_COLLECTED MATERIAL_
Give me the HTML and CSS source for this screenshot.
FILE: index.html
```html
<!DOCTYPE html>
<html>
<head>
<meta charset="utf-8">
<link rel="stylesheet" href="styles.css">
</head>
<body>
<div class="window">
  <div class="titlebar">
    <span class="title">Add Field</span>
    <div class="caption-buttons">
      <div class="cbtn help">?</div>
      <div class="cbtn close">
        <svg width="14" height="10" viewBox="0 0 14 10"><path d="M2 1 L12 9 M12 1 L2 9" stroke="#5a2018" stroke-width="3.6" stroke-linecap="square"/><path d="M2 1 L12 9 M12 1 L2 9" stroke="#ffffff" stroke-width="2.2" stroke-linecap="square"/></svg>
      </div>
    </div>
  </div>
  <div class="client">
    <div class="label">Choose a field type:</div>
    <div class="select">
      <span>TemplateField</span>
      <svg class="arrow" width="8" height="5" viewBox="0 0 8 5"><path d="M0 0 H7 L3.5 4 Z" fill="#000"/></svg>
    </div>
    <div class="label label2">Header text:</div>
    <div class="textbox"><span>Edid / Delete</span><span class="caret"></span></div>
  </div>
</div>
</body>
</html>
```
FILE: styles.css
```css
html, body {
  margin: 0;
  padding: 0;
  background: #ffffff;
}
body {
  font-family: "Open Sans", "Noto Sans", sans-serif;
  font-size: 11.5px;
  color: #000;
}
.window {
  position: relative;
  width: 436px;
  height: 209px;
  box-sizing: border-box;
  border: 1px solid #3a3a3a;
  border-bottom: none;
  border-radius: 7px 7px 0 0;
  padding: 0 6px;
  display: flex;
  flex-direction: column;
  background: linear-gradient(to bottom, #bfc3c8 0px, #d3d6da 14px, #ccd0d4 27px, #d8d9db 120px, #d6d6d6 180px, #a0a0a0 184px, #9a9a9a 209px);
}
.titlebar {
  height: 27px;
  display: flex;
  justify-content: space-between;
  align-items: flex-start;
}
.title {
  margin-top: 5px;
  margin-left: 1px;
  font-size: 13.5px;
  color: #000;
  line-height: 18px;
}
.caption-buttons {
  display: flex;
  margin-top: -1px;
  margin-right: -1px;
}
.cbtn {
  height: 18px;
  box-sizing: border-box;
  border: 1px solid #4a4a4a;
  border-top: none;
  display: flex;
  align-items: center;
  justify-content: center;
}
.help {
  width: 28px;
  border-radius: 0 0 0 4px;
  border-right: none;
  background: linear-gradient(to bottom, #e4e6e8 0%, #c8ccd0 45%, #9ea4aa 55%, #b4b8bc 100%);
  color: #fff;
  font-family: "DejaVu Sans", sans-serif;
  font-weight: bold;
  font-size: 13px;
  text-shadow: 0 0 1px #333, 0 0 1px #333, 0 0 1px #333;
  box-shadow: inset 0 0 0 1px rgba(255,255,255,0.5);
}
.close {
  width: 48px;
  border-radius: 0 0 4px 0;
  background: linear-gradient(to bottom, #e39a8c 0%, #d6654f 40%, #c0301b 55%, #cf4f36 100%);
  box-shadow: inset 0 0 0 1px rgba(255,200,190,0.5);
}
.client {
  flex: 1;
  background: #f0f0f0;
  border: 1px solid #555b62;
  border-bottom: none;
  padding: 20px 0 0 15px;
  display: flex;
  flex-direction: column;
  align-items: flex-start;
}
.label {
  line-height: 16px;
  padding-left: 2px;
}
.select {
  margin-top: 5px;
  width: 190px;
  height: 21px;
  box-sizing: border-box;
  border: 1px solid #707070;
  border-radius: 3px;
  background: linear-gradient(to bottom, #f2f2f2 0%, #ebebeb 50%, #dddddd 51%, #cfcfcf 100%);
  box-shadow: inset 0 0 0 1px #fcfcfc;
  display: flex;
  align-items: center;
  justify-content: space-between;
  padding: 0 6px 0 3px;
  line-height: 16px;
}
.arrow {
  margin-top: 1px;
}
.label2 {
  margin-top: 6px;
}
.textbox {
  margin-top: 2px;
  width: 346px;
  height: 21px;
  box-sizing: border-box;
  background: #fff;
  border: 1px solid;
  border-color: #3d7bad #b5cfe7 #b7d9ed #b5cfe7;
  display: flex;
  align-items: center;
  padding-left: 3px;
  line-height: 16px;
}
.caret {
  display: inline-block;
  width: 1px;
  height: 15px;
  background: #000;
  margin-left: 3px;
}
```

_WHAT YOU HAVE TO DO_
Write the complete data out, exactly as above.

_RESULT FOR THIS EXERCISE_
Give me the HTML and CSS source for this screenshot.
FILE: index.html
```html
<!DOCTYPE html>
<html>
<head>
<meta charset="utf-8">
<link rel="stylesheet" href="styles.css">
</head>
<body>
<div class="window">
  <div class="titlebar">
    <span class="title">Add Field</span>
    <div class="caption-buttons">
      <div class="cbtn help">?</div>
      <div class="cbtn close">
        <svg width="14" height="10" viewBox="0 0 14 10"><path d="M2 1 L12 9 M12 1 L2 9" stroke="#5a2018" stroke-width="3.6" stroke-linecap="square"/><path d="M2 1 L12 9 M12 1 L2 9" stroke="#ffffff" stroke-width="2.2" stroke-linecap="square"/></svg>
      </div>
    </div>
  </div>
  <div class="client">
    <div class="label">Choose a field type:</div>
    <div class="select">
      <span>TemplateField</span>
      <svg class="arrow" width="8" height="5" viewBox="0 0 8 5"><path d="M0 0 H7 L3.5 4 Z" fill="#000"/></svg>
    </div>
    <div class="label label2">Header text:</div>
    <div class="textbox"><span>Edid / Delete</span><span class="caret"></span></div>
  </div>
</div>
</body>
</html>
```
FILE: styles.css
```css
html, body {
  margin: 0;
  padding: 0;
  background: #ffffff;
}
body {
  font-family: "Open Sans", "Noto Sans", sans-serif;
  font-size: 11.5px;
  color: #000;
}
.window {
  position: relative;
  width: 436px;
  height: 209px;
  box-sizing: border-box;
  border: 1px solid #3a3a3a;
  border-bottom: none;
  border-radius: 7px 7px 0 0;
  padding: 0 6px;
  display: flex;
  flex-direction: column;
  background: linear-gradient(to bottom, #bfc3c8 0px, #d3d6da 14px, #ccd0d4 27px, #d8d9db 120px, #d6d6d6 180px, #a0a0a0 184px, #9a9a9a 209px);
}
.titlebar {
  height: 27px;
  display: flex;
  justify-content: space-between;
  align-items: flex-start;
}
.title {
  margin-top: 5px;
  margin-left: 1px;
  font-size: 13.5px;
  color: #000;
  line-height: 18px;
}
.caption-buttons {
  display: flex;
  margin-top: -1px;
  margin-right: -1px;
}
.cbtn {
  height: 18px;
  box-sizing: border-box;
  border: 1px solid #4a4a4a;
  border-top: none;
  display: flex;
  align-items: center;
  justify-content: center;
}
.help {
  width: 28px;
  border-radius: 0 0 0 4px;
  border-right: none;
  background: linear-gradient(to bottom, #e4e6e8 0%, #c8ccd0 45%, #9ea4aa 55%, #b4b8bc 100%);
  color: #fff;
  font-family: "DejaVu Sans", sans-serif;
  font-weight: bold;
  font-size: 13px;
  text-shadow: 0 0 1px #333, 0 0 1px #333, 0 0 1px #333;
  box-shadow: inset 0 0 0 1px rgba(255,255,255,0.5);
}
.close {
  width: 48px;
  border-radius: 0 0 4px 0;
  background: linear-gradient(to bottom, #e39a8c 0%, #d6654f 40%, #c0301b 55%, #cf4f36 100%);
  box-shadow: inset 0 0 0 1px rgba(255,200,190,0.5);
}
.client {
  flex: 1;
  background: #f0f0f0;
  border: 1px solid #555b62;
  border-bottom: none;
  padding: 20px 0 0 15px;
  display: flex;
  flex-direction: column;
  align-items: flex-start;
}
.label {
  line-height: 16px;
  padding-left: 2px;
}
.select {
  margin-top: 5px;
  width: 190px;
  height: 21px;
  box-sizing: border-box;
  border: 1px solid #707070;
  border-radius: 3px;
  background: linear-gradient(to bottom, #f2f2f2 0%, #ebebeb 50%, #dddddd 51%, #cfcfcf 100%);
  box-shadow: inset 0 0 0 1px #fcfcfc;
  display: flex;
  align-items: center;
  justify-content: space-between;
  padding: 0 6px 0 3px;
  line-height: 16px;
}
.arrow {
  margin-top: 1px;
}
.label2 {
  margin-top: 6px;
}
.textbox {
  margin-top: 2px;
  width: 346px;
  height: 21px;
  box-sizing: border-box;
  background: #fff;
  border: 1px solid;
  border-color: #3d7bad #b5cfe7 #b7d9ed #b5cfe7;
  display: flex;
  align-items: center;
  padding-left: 3px;
  line-height: 16px;
}
.caret {
  display: inline-block;
  width: 1px;
  height: 15px;
  background: #000;
  margin-left: 3px;
}
```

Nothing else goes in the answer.